Thursday, March 1, 2012

Recipe for a Tasty Life Stew

They are getting Tata an MRI to check for brain cancer. The cancer in her lungs is mostly gone, but now her mind is worse than ever. Dad said he and Shakti were driving Tata home and Tata looked up in the front seat and asked Shakti, "Where is Carlos?" Dad, behind the wheel, one foot away, said "I'm here, mother." And things like that squeeze on my heart and make me angry at doctors and chemotherapy and my aunt who won't listen and keeps pressing for more, more. Mostly, I feel sadness trickling to my fingertips and to my lips and I think, I don't want to see any of this.

I think after Mom died I just don't want to be around it anymore. On the phone I told Tata, "Te quiero para la luna y al regreso," and that made her happy, and I told her I would come visit over spring break, and she liked that too. I don't know if I can.

One part of me I'm ashamed of says, She doesn't even remember you promising her you'd come, you don't have to go.

A different part of me says, She's your grandmother and it's your duty to see her and support her right now. She needs all of us.

A part of me that's softer says, Do what you can, love as much and as fully as you can, and don't fault yourself for the things you cannot give.

I like this third part of me.

Dad said in an email that he was feeling old, beat up, and tired. When Dad is sad it hurts me in my bones like the growing pains I had as a kid. You lie awake at night and the growing seizes your thighs and your calves and your bones and bears down. And there's no mark—that's the worst part, there's no mark to show how it hurts like hell. There's just the silent sound of muscles spinning out, growing longer.

I wish I could scoop him up. I am young and strong and I have opportunities and abilities and I want to make his life easier. I want him to be able to stop seeing clients and to stop having to deal with all their heavy shit. I want him to be able to take care of his plants in the way he taught me, to be able to spend all day with his hands in dirt—if he wants to. I want to help him do this, I do not know how, I do not know if I can. I want to write a New York Times Bestseller so I can have enough money to retire him. This is what I'd call Putting Too Much Pressure on Yourself. This is what I'd call The Wrong Way to Look at Things. It's still something that often and regularly wiggles its way into my thoughts. It also means that I love my dad very much, and that's a Good Thing.

Not every person wants to be my friend. This should have been an Obvious Thing. Now I know, now I am Learning. Now I am not spending energy trying to force friendships that aren't happening. This is also a Good Thing.
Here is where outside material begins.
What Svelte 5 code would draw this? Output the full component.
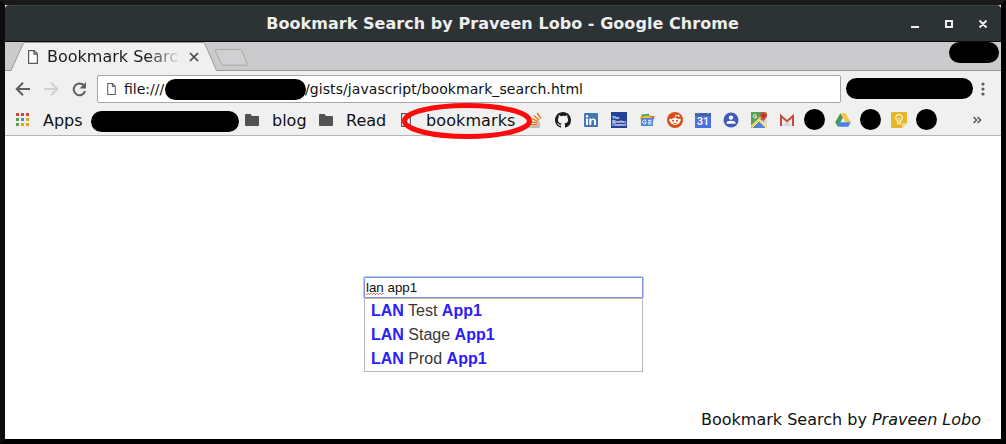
<script>
  const appColors = ['#d14836', '#d14836', '#d14836', '#5b9a56', '#4285f4', '#e0a51b', '#5b9a56', '#e0a51b', '#e0a51b'];
  const results = ['Test', 'Stage', 'Prod'];
  const favicons = ['stack', 'github', 'linkedin', 'weather', 'news', 'reddit', 'calendar', 'contacts', 'maps', 'gmail', 'hidden', 'drive', 'hidden', 'keep', 'hidden'];
</script>

{#snippet page(w, h)}
  <svg width={w} height={h} viewBox="0 0 10 14" fill="#fff" stroke="#5a5a5a" stroke-width="1.2"><path d="M.6.6h5.6l3.2 3.4v9.4H.6zM6 .8v3.4h3.2" /></svg>
{/snippet}

{#snippet folder()}
  <svg width="14" height="12" viewBox="0 0 14 12"><path d="M1 0h4.500L7 2h6q1 0 1 1v8q0 1-1 1H1q-1 0-1-1V1q0-1 1-1z" fill="#505352" /></svg>
{/snippet}

<div class="frame">
  <header class="title">
    <h1>Bookmark Search by Praveen Lobo - Google Chrome</h1>
    <svg class="controls" width="78" height="10" viewBox="0 0 78 10" fill="none" stroke="#eee" stroke-width="2">
      <path d="M0 8h8M35 2h6v6h-6zM68.500 1.500l7 7M75.500 1.500l-7 7" />
    </svg>
  </header>

  <div class="tabs">
    <svg class="tabshape" width="996" height="29" viewBox="0 0 996 29">
      <path d="M6 28.500L18 2q.7-1.5 2-1.5h178q1.3 0 2 1.5l11.5 26.500V29H6z" fill="#f0f0f1" />
      <path d="M0 28.500h6L18 2q.7-1.500 2-1.500h178q1.300 0 2 1.500l11.500 26.500H996" fill="none" stroke="#999" />
      <path d="M211 7.500h24q1.300 0 2 1.200l5 12.500q.5 2-1.200 2h-22q-2 0-2.500-1.500l-5.800-12.500q-.5-1.500.5-1.700z" fill="#d0d0d2" stroke="#a7a7a8" />
    </svg>
    <div class="tab">
      {@render page(10, 14)}
      <span class="tabname">Bookmark Searc</span>
      <svg width="10" height="10" viewBox="0 0 10 10" stroke="#464646" stroke-width="1.7"><path d="M1 1l8 8M9 1L1 9" /></svg>
    </div>
    <div class="redact user"></div>
  </div>

  <div class="toolbar">
    <svg class="nav" width="74" height="16" viewBox="0 0 74 16" fill="none" stroke="#5f5f63" stroke-width="2">
      <path d="M15 8H2M8 1.700L1.700 8 8 14.300" />
      <path d="M29 8h13M36 1.700L42.300 8 36 14.300" stroke="#d0d0d1" />
      <path d="M69 4.700A5.800 5.800 0 1 0 70.100 10" />
      <path d="M71 1v6.500h-6.500z" fill="#5f5f63" stroke="none" />
    </svg>
    <div class="url">
      {@render page(9, 12)}
      <span class="scheme">file:///</span>
      <div class="redact path"></div>
      <span class="rest">/gists/javascript/bookmark_search.html</span>
    </div>
    <div class="redact ext"></div>
    <svg class="dots" width="4" height="14" viewBox="0 0 4 14" fill="#5a5a5d"><circle cx="2" cy="2" r="1.600" /><circle cx="2" cy="7" r="1.600" /><circle cx="2" cy="12" r="1.600" /></svg>
  </div>

  <nav class="bookmarks">
    <div class="apps">{#each appColors as color}<i style:background={color}></i>{/each}</div>
    <span class="label w-apps">Apps</span>
    <div class="redact first"></div>
    {@render folder()}
    <span class="label w-blog">blog</span>
    {@render folder()}
    <span class="label w-read">Read</span>
    {@render page(10, 14)}
    <span class="label w-marks">bookmarks</span>
    <div class="favicons">
      {#each favicons as icon}
        <div class="cell">
          {#if icon === 'hidden'}
            <div class="redact dot"></div>
          {:else}
            <svg width="16" height="16" viewBox="0 0 16 16">
              {#if icon === 'stack'}
                <path d="M2 10v5h10v-5" fill="none" stroke="#aaa" stroke-width="1.400" />
                <path d="M3.500 12.700h7M3.800 9.800l6.800 1.300M5 6.600l6.200 3M7 3.500l5.200 4.700M10.200 1l3.700 5.700" fill="none" stroke="#e07b22" stroke-width="1.400" />
              {:else if icon === 'github'}
                <path fill="#1b1b1b" d="M8 0C3.580 0 0 3.580 0 8c0 3.540 2.290 6.530 5.470 7.590.4.070.55-.17.55-.38 0-.19-.01-.82-.01-1.490-2.010.37-2.530-.49-2.690-.94-.09-.23-.48-.94-.82-1.130-.28-.15-.68-.52-.01-.53.63-.01 1.080.58 1.230.82.72 1.210 1.870.87 2.330.66.07-.52.28-.87.51-1.070-1.780-.2-3.640-.89-3.640-3.950 0-.87.31-1.590.82-2.150-.08-.2-.36-1.020.08-2.120 0 0 .67-.21 2.200.82A7.700 7.700 0 0 1 8 3.870c.68 0 1.360.09 2 .26 1.530-1.040 2.200-.82 2.200-.82.44 1.100.16 1.920.08 2.120.51.56.82 1.270.82 2.150 0 3.070-1.870 3.750-3.650 3.950.29.25.54.73.54 1.480 0 1.070-.01 1.930-.01 2.200 0 .21.15.46.55.38A8.010 8.010 0 0 0 16 8c0-4.420-3.580-8-8-8z" />
              {:else if icon === 'linkedin'}
                <path fill="#4376b5" d="M2 1h12q1 0 1 1v12q0 1-1 1H2q-1 0-1-1V2q0-1 1-1z" />
                <path fill="#fff" d="M3 6.500h2V13H3zM6.300 6.500h2v1c1.100-1.800 4.700-1.500 4.700 1.700V13h-2V9.500c0-2-2.700-2-2.700.1V13h-2z" /><circle cx="4" cy="4.300" r="1.200" fill="#fff" />
              {:else if icon === 'weather'}
                <path fill="#24409b" d="M0 0h16v16H0z" />
                <g fill="#fff" font-family="Liberation Sans" font-weight="700" font-size="4"><text x="1" y="7">The</text><text x="1" y="10.500" textLength="14" lengthAdjust="spacingAndGlyphs">Weather</text><text x="1" y="14" textLength="14" lengthAdjust="spacingAndGlyphs">Channel</text></g>
              {:else if icon === 'news'}
                <path fill="#45a366" d="M2.500 2.500l7.500-.8.800 5H2z" /><path fill="#e4584b" d="M10.500 3.700l5 .6-1.500 5h-4z" /><path fill="#f2bd2e" d="M.5 5l8-1.500 4.500 2v3H2z" />
                <path fill="#4c82e0" d="M2 6h12v7q0 1-1 1H3q-1 0-1-1z" />
                <path d="M7.200 8.700a2 2 0 1 0 0 2.600v-1H5.800M9 8.300h3.500M9 10.100h3.500M9 11.900h3.500" fill="none" stroke="#fff" stroke-width="1" />
              {:else if icon === 'reddit'}
                <circle cx="8" cy="8" r="8" fill="#d84e16" /><ellipse cx="8" cy="9.400" rx="4.900" ry="3.500" fill="#fff" /><circle cx="3.400" cy="8" r="1.300" fill="#fff" /><circle cx="12.600" cy="8" r="1.300" fill="#fff" />
                <path d="M8 6l.8-3 2.300.6" fill="none" stroke="#fff" stroke-width=".8" /><circle cx="11.600" cy="3.800" r="1.100" fill="#fff" /><circle cx="6" cy="8.700" r="1" fill="#d84e16" /><circle cx="10" cy="8.700" r="1" fill="#d84e16" /><path d="M5.900 11q2.100 1.200 4.200 0" stroke="#d84e16" fill="none" stroke-width=".8" />
              {:else if icon === 'calendar'}
                <path fill="#4e70df" d="M0 1h16v15H0z" /><path fill="#3f5fa9" d="M0 1h16v3H0z" /><path fill="#ddd" d="M2 0h2v1.500H2zM12 0h2v1.500h-2z" /><text x="8" y="13" text-anchor="middle" font-family="Roboto" font-size="10.500" font-weight="600" fill="#fff">31</text>
              {:else if icon === 'contacts'}
                <circle cx="8" cy="8" r="7.500" fill="#4159bc" /><circle cx="8" cy="5.600" r="2.200" fill="#fff" /><path fill="#fff" d="M3.500 11.800V11q0-2.200 4.500-2.200t4.500 2.200v.8z" />
              {:else if icon === 'maps'}
                <path fill="#55a15b" d="M0 0h16v16H0z" /><path fill="#d8d9d9" d="M16 4v12L10 9z" /><path fill="#547fe8" d="M2.500 16L9 9.500l6.500 6.500z" /><path d="M0 15L15.500 0M8 8l8 8" stroke="#f8d358" stroke-width="2" /><path d="M1 16l8-8 7 8" fill="none" stroke="#fff" stroke-width=".7" />
                <path fill="#cd493d" d="M12.500 0a3.500 3.500 0 0 1 3.500 3.500c0 2.500-3 3.500-3.500 7-.5-3.500-3.500-4.500-3.500-7A3.500 3.500 0 0 1 12.500 0z" /><circle cx="12.500" cy="3.600" r="1.200" fill="#7b2928" /><path d="M5.300 3.200a1.700 1.700 0 1 0 .4 1.300H4.200" fill="none" stroke="#fff" stroke-width=".9" />
              {:else if icon === 'gmail'}
                <path fill="#ececec" d="M1 3h14v11H1z" /><path fill="#d9d9d9" d="M3 14l5-5 5 5z" /><path d="M2 14V4l6 5.200L14 4v10" fill="none" stroke="#c84a3c" stroke-width="2" />
              {:else if icon === 'drive'}
                <path fill="#45975c" d="M5.400 1.200L8 5.700 2.800 14.800.2 10.200z" /><path fill="#f2c940" d="M5.400 1.200h5.200l5.200 9h-5.200z" /><path fill="#4d7fe5" d="M5.300 10.200h10.500l-2.600 4.600H2.800z" />
              {:else}
                <path fill="#e4b72c" d="M1 0h14q1 0 1 1v10l-5 5H1q-1 0-1-1V1q0-1 1-1z" /><path fill="#f5d980" d="M11 16v-5h5z" /><path d="M6.300 10V8.500a3.200 3.200 0 1 1 3.400 0V10zM6.200 11.700h3.600" fill="none" stroke="#fff4cf" stroke-width="1.200" /><path d="M7 6l1 1 1-1M8 7v3" stroke="#fff4cf" fill="none" stroke-width=".7" />
              {/if}
            </svg>
          {/if}
        </div>
      {/each}
    </div>
    <svg class="more" width="9" height="8" viewBox="0 0 9 8" fill="none" stroke="#555" stroke-width="1.500"><path d="M.6 1l3 3-3 3M4.600 1l3 3-3 3" /></svg>
    <svg class="ring" width="134" height="38" viewBox="0 0 134 38"><ellipse cx="67" cy="19" rx="62.500" ry="15.500" fill="none" stroke="#fb0b0b" stroke-width="5" /></svg>
  </nav>

  <main>
    <div class="search">
      <div class="input"><span class="typo">lan</span> app1</div>
      <ul>
        {#each results as name}<li><b>LAN</b> {name} <b>App1</b></li>{/each}
      </ul>
    </div>
    <footer>Bookmark Search by <em>Praveen Lobo</em></footer>
  </main>
</div>

<style>
  :global(body) { margin: 0; }
  * { box-sizing: border-box; }
  svg { display: block; flex: none; }
  .frame { width: 1006px; height: 444px; border: 5px solid; border-color: #1a1a1a #000 #000 #0d0d0d; background: #fff; display: flex; flex-direction: column; overflow: hidden; font-family: "DejaVu Sans", sans-serif; font-size: 16px; color: #111; }
  .redact { background: #000; flex: none; border-radius: 11px; }
  .title { height: 37px; flex: none; background: #2d3234; border-top: 1px solid #3d4244; border-bottom: 1px solid #090a0a; border-radius: 4px 4px 0 0; display: grid; grid-template-columns: 906px 78px; align-items: center; }
  h1 { margin: 0; padding-left: 89px; text-align: center; font-size: 16px; letter-spacing: .05px; line-height: 35px; color: #eee; white-space: nowrap; }
  .controls { margin-top: 1px; }
  .tabs { height: 29px; flex: none; background: #cbcbcd; display: grid; grid-template-columns: 944px 50px; }
  .tabs > * { grid-row: 1; }
  .tabshape { grid-column: 1; }
  .tab { grid-column: 1; display: flex; align-items: center; padding-left: 23px; height: 29px; z-index: 1; }
  .tabname { width: 133px; margin: 0 9px 0 9px; white-space: nowrap; overflow: hidden; color: transparent; background: linear-gradient(90deg, #1b1b1b 100px, #f0f0f1 136px); background-clip: text; }
  .user { grid-column: 2; height: 21px; z-index: 1; }
  .toolbar { height: 33px; flex: none; display: flex; align-items: center; background: #f0f0f1; padding: 3px 14px 0 10px; }
  .nav { margin-right: 8px; }
  .url { width: 744px; height: 28px; flex: none; border: 1px solid #a6a6a6; border-radius: 2px; background: #fff; display: flex; align-items: center; padding-left: 9px; font-size: 14px; white-space: nowrap; }
  .scheme { width: 42px; margin-left: 8px; }
  .path { width: 141px; height: 21px; margin-left: -1px; }
  .rest { margin-left: -1px; letter-spacing: .07px; }
  .ext { width: 127px; height: 21px; margin: -2px 8px 0 5px; }
  .bookmarks { height: 32px; flex: none; display: flex; align-items: center; position: relative; background: #f0f0f1; border-bottom: 1px solid #b5b5b5; padding-left: 11px; }
  .apps { display: grid; grid-template-columns: repeat(3, 3px); gap: 2px; width: 13px; margin-right: 14px; }
  .apps i { height: 3px; }
  .label { flex: none; white-space: nowrap; padding-top: 2px; }
  .w-apps { width: 48px; }
  .first { width: 148px; height: 21px; margin: 3px 6px 0 0; }
  .w-blog { width: 47px; margin-left: 13px; }
  .w-read { width: 55px; margin-left: 13px; }
  .w-marks { width: 95px; margin-left: 15px; letter-spacing: .1px; }
  .favicons { display: grid; grid-template-columns: repeat(15, 28px); align-items: center; }
  .cell { display: flex; justify-content: center; }
  .dot { width: 21px; height: 21px; margin: -1px 1px 0 0; }
  .more { margin-left: 32px; }
  .ring { position: absolute; left: 395px; top: -2px; }
  main { flex: 1; display: flex; flex-direction: column; align-items: center; padding-top: 141px; }
  .search { width: 279px; margin-left: 1px; font-family: "Liberation Sans", sans-serif; }
  .input { height: 21px; border: 1px solid #7c93d6; box-shadow: 0 0 0 1px #b9ccf8; border-radius: 1px; padding-left: 1px; font-size: 13.333px; line-height: 19px; }
  .typo { background: repeating-linear-gradient(90deg, #e8604f 0 1px, transparent 1px 3px) 0 100% / 18px 1px no-repeat, repeating-linear-gradient(90deg, transparent 0 1px, #ee8a7d 1px 3px) 0 calc(100% - 1px) / 18px 1px no-repeat; }
  ul { list-style: none; margin: 0; padding: 0 6px; height: 74px; border: 1px solid #b9b9b9; color: #383838; }
  li { height: 24px; line-height: 24px; font-size: 16px; }
  b { color: #2b20f5; }
  footer { align-self: flex-end; margin: auto 20px 9px 0; line-height: 20px; }
</style>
I've started reading poetry.

I've been thinking about writing a lot.

I am allowed to look at women again and I forgot how beauty can make your heart jump and make your words come out stupid and I love that.

A new chapter of life, everything feels new, I can do what I want, when I want, I don't have to check in with anyone. My time is my own.

I sound my barbaric YAWP over the roofs of the world.